GNU/Linux Desktop Survival Guide
by Graham Williams |
|||||
Home Encryption |
See Section 5.12 for information about setting up encrypted user accounts.
20190121 On installation, depending on distribution, Ubuntu will ask if you want to encrypt your home files when you set up user accounts. This will protect data sitting at rest when you are not logged onto the computer, protecting it against exposure or theft. It protexts most user data but some data will live in /tmp or other non /home locations whilst some sensitive data may live in the swap partition.
Full disk encryption is a common alternative, protecting the whole disk at rest. The disk is then decrypted at boot time and remains decrypted whilst the system is active.
When adding new users their home folder can be encrypted:
$ sudo adduser --encrypt-home <user> |
For a pre-existing user ecryptfs-migrate-home can be used. This needs to be run from another user account. If there is a single existing user (kayon) then create a second user account (sudo adduser tmp) and from that second user's login, encrypt the first user's home (and vice-versa for the second user's home if that account will be longer living).

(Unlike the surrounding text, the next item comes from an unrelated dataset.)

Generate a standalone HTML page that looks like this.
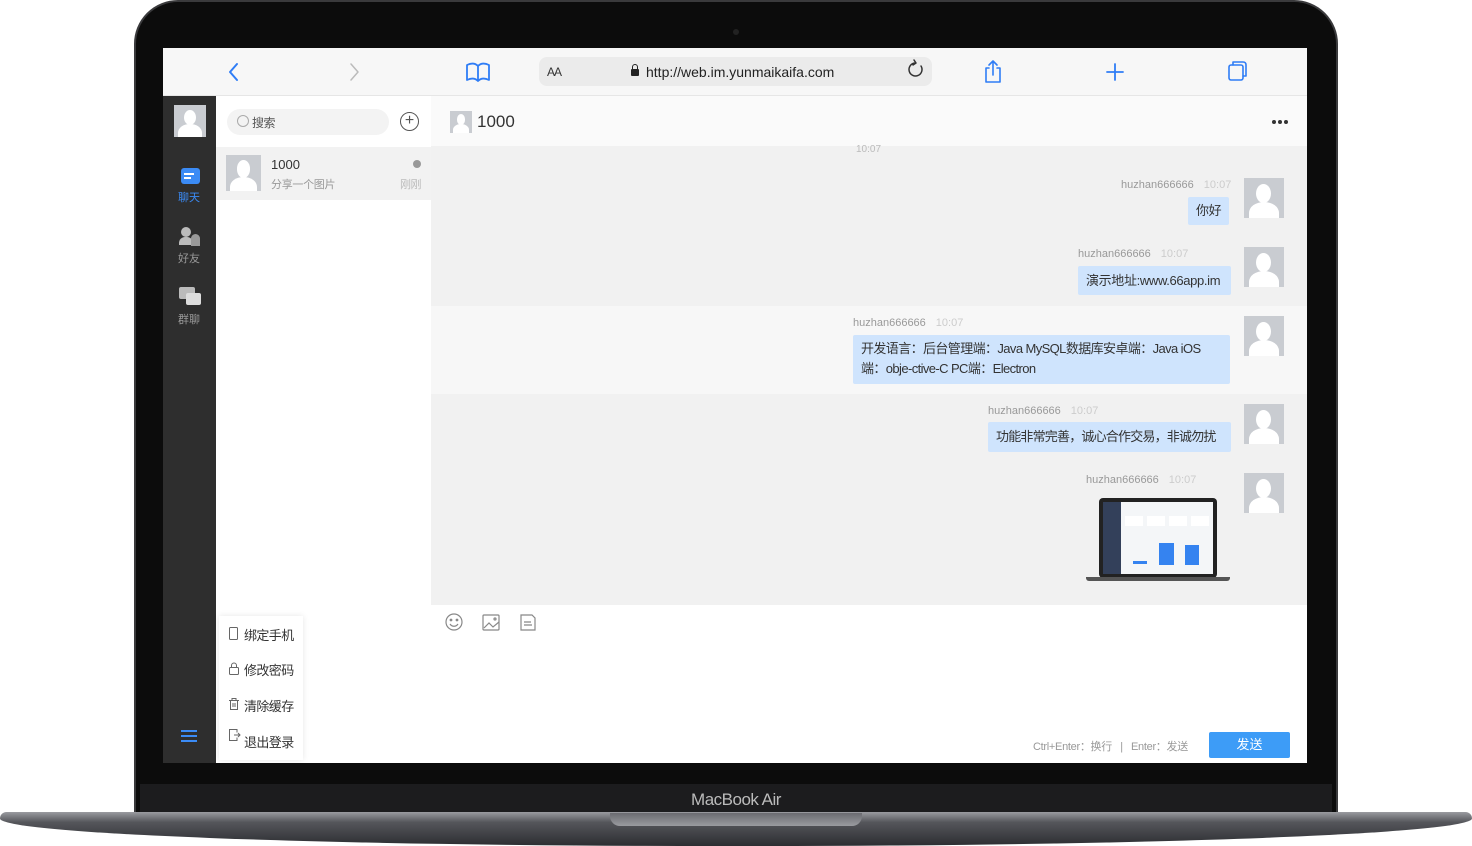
<!DOCTYPE html>
<html><head><meta charset="utf-8"><style>
*{margin:0;padding:0;box-sizing:border-box}
body{width:1472px;height:846px;background:#fff;position:relative;overflow:hidden;font-family:"Liberation Sans","Noto Sans CJK SC",sans-serif}
.a{position:absolute}
.cn{font-family:"Liberation Sans","Noto Sans CJK SC",sans-serif}
.av{position:absolute;width:40px;height:40px;background:#c9ccd1;overflow:hidden}
.av:before{content:"";position:absolute;left:30%;top:15%;width:38%;height:48%;border-radius:50%;background:#fff}
.av:after{content:"";position:absolute;left:12%;top:60%;width:76%;height:55%;border-radius:50% 50% 0 0;background:#fff}
.nm{position:absolute;font-size:11px;color:#999;white-space:nowrap}
.nm span{color:#ccc;margin-left:10px}
.bb{position:absolute;background:#cfe4fd;color:#333;font-size:13px;padding:0 8px;line-height:20px;border-radius:2px;letter-spacing:-0.35px;white-space:nowrap}
.mi{position:absolute;font-size:13px;color:#333}
</style></head><body>
<div class="a" style="left:134px;top:0;width:1204px;height:830px;background:#0c0c0c;border-radius:44px 44px 0 0;border:2px solid #3a3a3c"></div>
<div class="a" style="left:140px;top:784px;width:1192px;height:32px;background:#1c1c1e"></div>
<div class="a" style="left:0;width:1472px;top:812px;height:34px;background:linear-gradient(#9a9ba0,#55565b 30%,#2c2d31);border-radius:8px 8px 60% 60%/8px 8px 34px 34px"></div>
<div class="a" style="left:610px;top:813px;width:252px;height:13px;background:linear-gradient(#6a6b70,#9a9ba0);border-radius:0 0 10px 10px"></div>
<div class="a" style="left:0;width:1472px;top:790px;text-align:center;color:#bbb;font-size:17px;letter-spacing:-0.5px">MacBook Air</div>
<div class="a" style="left:733px;top:29px;width:6px;height:6px;border-radius:50%;background:#222"></div>
<div class="a" style="left:163px;top:48px;width:1144px;height:715px;background:#f1f1f1;overflow:hidden">
 <div class="a" style="left:0;top:0;width:1144px;height:48px;background:#f7f7f7;border-bottom:1px solid #e6e6e6"></div>
 <svg class="a" style="left:0;top:0" width="1144" height="48" fill="none" stroke-linecap="round" stroke-linejoin="round">
  <path d="M74 16l-7 8 7 8" stroke="#2f7df6" stroke-width="2"/>
  <path d="M188 16l7 8-7 8" stroke="#bbb" stroke-width="1.5"/>
  <path d="M304 17c4-2 8-2 11 1v15c-3-3-7-3-11-1zM315 18c3-3 7-3 11-1v15c-4-2-8-2-11 1" stroke="#2f7df6" stroke-width="1.8"/>
  <rect x="376" y="9" width="393" height="29" rx="8" fill="#ebebeb" stroke="none"/>
  <path d="M758 18a6.5 6.5 0 1 1-6-3M751 12l2 3-3 2" stroke="#333" stroke-width="1.5"/>
  <path d="M826 20h-3v14h14V20h-3M830 27V13M826 17l4-4 4 4" stroke="#2f7df6" stroke-width="1.6"/>
  <path d="M952 16v16M944 24h16" stroke="#2f7df6" stroke-width="1.8"/>
  <rect x="1066" y="17" width="14" height="15" rx="2" stroke="#2f7df6" stroke-width="1.6"/>
  <path d="M1070 17v-3h10c2 0 3 1 3 3v11h-3" stroke="#2f7df6" stroke-width="1.6"/>
 </svg>
 <div class="a" style="left:384px;top:17px;font-size:12px;color:#333;letter-spacing:-1px">AA</div>
 <div class="a" style="left:468px;top:21px;width:8px;height:7px;background:#222;border-radius:1px"></div>
 <div class="a" style="left:469px;top:16px;width:6px;height:7px;border:1.5px solid #222;border-radius:3px 3px 0 0"></div>
 <div class="a" style="left:483px;top:16px;font-size:14px;color:#222">http://web.im.yunmaikaifa.com</div>
 <div class="a" style="left:0;top:48px;width:53px;height:667px;background:#2e2e2e"></div>
 <div class="av" style="left:11px;top:57px;width:32px;height:32px"></div>
 <div class="a" style="left:18px;top:120px;width:19px;height:16px;background:#3b8bf5;border-radius:3px"></div>
 <div class="a" style="left:21px;top:125px;width:10px;height:2px;background:#fff"></div>
 <div class="a" style="left:21px;top:129px;width:7px;height:2px;background:#fff"></div>
 <div class="a cn" style="left:15px;top:141px;font-size:11px;color:#3b8bf5">聊天</div>
 <div class="a" style="left:18px;top:179px;width:12px;height:18px;"><div style="width:10px;height:10px;border-radius:50%;background:#bbb"></div><div style="width:14px;height:8px;border-radius:6px 6px 0 0;background:#bbb;margin-left:-2px"></div></div>
 <div class="a" style="left:28px;top:186px;width:9px;height:12px;border-radius:5px 5px 0 0;background:#999"></div>
 <div class="a cn" style="left:15px;top:202px;font-size:11px;color:#999">好友</div>
 <div class="a" style="left:16px;top:239px;width:16px;height:12px;background:#bbb;border-radius:2px"></div>
 <div class="a" style="left:23px;top:245px;width:15px;height:12px;background:#ddd;border-radius:2px"></div>
 <div class="a cn" style="left:15px;top:263px;font-size:11px;color:#999">群聊</div>
 <div class="a" style="left:18px;top:682px;width:16px;height:2px;background:#3b8bf5;box-shadow:0 5px #3b8bf5,0 10px #3b8bf5"></div>
 <div class="a" style="left:53px;top:48px;width:215px;height:667px;background:#fff"></div>
 <div class="a" style="left:64px;top:61px;width:162px;height:26px;border-radius:13px;background:#f3f3f3"></div>
 <div class="a" style="left:74px;top:67px;width:12px;height:12px;border:1px solid #aaa;border-radius:50%"></div>
 <div class="a cn" style="left:89px;top:66px;font-size:12px;color:#555;letter-spacing:-0.5px">搜索</div>
 <div class="a" style="left:237px;top:64px;width:19px;height:19px;border:1.5px solid #555;border-radius:50%;text-align:center;line-height:15px;font-size:16px;color:#555">+</div>
 <div class="a" style="left:53px;top:99px;width:215px;height:53px;background:#f2f2f2"></div>
 <div class="av" style="left:63px;top:107px;width:35px;height:36px"></div>
 <div class="a" style="left:108px;top:109px;font-size:13px;color:#333">1000</div>
 <div class="a cn" style="left:108px;top:128px;font-size:11px;color:#999;letter-spacing:-0.3px">分享一个图片</div>
 <div class="a" style="left:250px;top:112px;width:8px;height:8px;border-radius:50%;background:#999"></div>
 <div class="a cn" style="left:237px;top:128px;font-size:11px;color:#bbb;letter-spacing:-0.5px">刚刚</div>
 <div class="a" style="left:56px;top:568px;width:84px;height:144px;background:#fff;box-shadow:0 0 6px rgba(0,0,0,.1)"></div>
 <svg class="a" style="left:64px;top:578px" width="14" height="130" fill="none" stroke="#666" stroke-width="1">
  <rect x="2.5" y="1.5" width="8" height="12" rx="1"/>
  <rect x="2.5" y="41.5" width="9" height="7" rx="1"/><path d="M4.5 41.5v-2a2.5 2.5 0 0 1 5 0v2"/>
  <path d="M2 74.5h10M5 74.5v-2h4v2M3.5 74.5v9h7v-9M6 77v4M8 77v4"/>
  <path d="M10 106.5v-3H2.5v11H10v-3M7 109h6M11 107l2 2-2 2"/>
 </svg>
 <div class="mi cn" style="left:81px;top:577px;letter-spacing:-0.6px">绑定手机</div>
 <div class="mi cn" style="left:81px;top:612px;letter-spacing:-0.6px">修改密码</div>
 <div class="mi cn" style="left:81px;top:648px;letter-spacing:-0.6px">清除缓存</div>
 <div class="mi cn" style="left:81px;top:684px;letter-spacing:-0.6px">退出登录</div>
 <div class="a" style="left:268px;top:48px;width:876px;height:50px;background:#fafafa"></div>
 <div class="av" style="left:287px;top:63px;width:22px;height:22px"></div>
 <div class="a" style="left:314px;top:64px;font-size:17px;color:#333">1000</div>
 <div class="a" style="left:1109px;top:72px;width:4px;height:4px;border-radius:50%;background:#333;box-shadow:6px 0 #333,12px 0 #333"></div>
 <div class="a" style="left:693px;top:96px;font-size:10px;color:#bbb">10:07</div>
 <div class="a" style="left:268px;top:258px;width:876px;height:88px;background:#f7f7f7"></div>
 <div class="nm" style="left:958px;top:131px">huzhan666666<span>10:07</span></div>
 <div class="av" style="left:1081px;top:130px"></div>
 <div class="bb cn" style="left:1025px;top:149px;height:28px;line-height:28px">你好</div>
 <div class="nm" style="left:915px;top:200px">huzhan666666<span>10:07</span></div>
 <div class="av" style="left:1081px;top:199px"></div>
 <div class="bb cn" style="left:915px;top:218px;width:153px;height:29px;line-height:29px">演示地址:www.66app.im</div>
 <div class="nm" style="left:690px;top:269px">huzhan666666<span>10:07</span></div>
 <div class="av" style="left:1081px;top:268px"></div>
 <div class="bb cn" style="left:690px;top:287px;width:377px;height:49px;padding-top:4px;white-space:normal;letter-spacing:-0.6px">开发语言：后台管理端：Java MySQL数据库安卓端：Java iOS端：obje-ctive-C PC端：Electron</div>
 <div class="nm" style="left:825px;top:357px">huzhan666666<span>10:07</span></div>
 <div class="av" style="left:1081px;top:356px"></div>
 <div class="bb cn" style="left:825px;top:374px;width:243px;height:30px;line-height:30px;letter-spacing:-0.8px">功能非常完善，诚心合作交易，非诚勿扰</div>
 <div class="nm" style="left:923px;top:426px">huzhan666666<span>10:07</span></div>
 <div class="av" style="left:1081px;top:425px"></div>
 <div class="a" style="left:936px;top:450px;width:118px;height:80px;background:#222;border-radius:4px"></div>
 <div class="a" style="left:940px;top:454px;width:110px;height:72px;background:#f4f6f8"></div>
 <div class="a" style="left:940px;top:454px;width:18px;height:72px;background:#33405a"></div>
 <div class="a" style="left:962px;top:468px;width:84px;height:10px;background:repeating-linear-gradient(90deg,#fff 0 18px,#f4f6f8 18px 22px)"></div>
 <div class="a" style="left:996px;top:495px;width:15px;height:22px;background:#3583f0"></div>
 <div class="a" style="left:1022px;top:497px;width:14px;height:20px;background:#3583f0"></div>
 <div class="a" style="left:970px;top:513px;width:14px;height:3px;background:#3583f0"></div>
 <div class="a" style="left:923px;top:529px;width:144px;height:4px;background:#555;border-radius:0 0 3px 3px"></div>
 <div class="a" style="left:268px;top:557px;width:876px;height:158px;background:#fff"></div>
 <svg class="a" style="left:280px;top:564px" width="100" height="22" fill="none" stroke="#888" stroke-width="1.2">
  <circle cx="11" cy="10" r="8"/><circle cx="8" cy="8" r=".8" fill="#888"/><circle cx="14" cy="8" r=".8" fill="#888"/><path d="M7 12c2 3 6 3 8 0"/>
  <rect x="40" y="3" width="16" height="15" rx="1"/><path d="M41 16l5-5 4 4 6-5"/><circle cx="52" cy="7" r="1"/>
  <path d="M78 3h11l3 3v12H78z M81 10h7M81 13h8"/>
 </svg>
 <div class="a cn" style="left:870px;top:690px;font-size:11px;color:#999;white-space:nowrap;letter-spacing:-0.3px">Ctrl+Enter：换行 &nbsp;&nbsp;| &nbsp;&nbsp;Enter：发送</div>
 <div class="a cn" style="left:1046px;top:684px;width:81px;height:26px;background:#3d9cf7;color:#fff;font-size:13px;text-align:center;line-height:26px;border-radius:2px">发送</div>
</div>
</body></html>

tmp@host$ wajig install ecryptfs-utils cryptsetup tmp@host$ sudo ecryptfs-migrate-home -u kayon |
kayon@host$ ecryptfs-unwrap-passphrase Passphrase: <password> |
Now reboot, login as the second user (tmp), and try using sudo to list the first user's home:
tmp@host$ sudo ls /home/kayon Access-Your-Private-Data.desktop README.txt |
Consider also encrypting the swap partition. Hibernate will be affected by this, though suspend will be okay.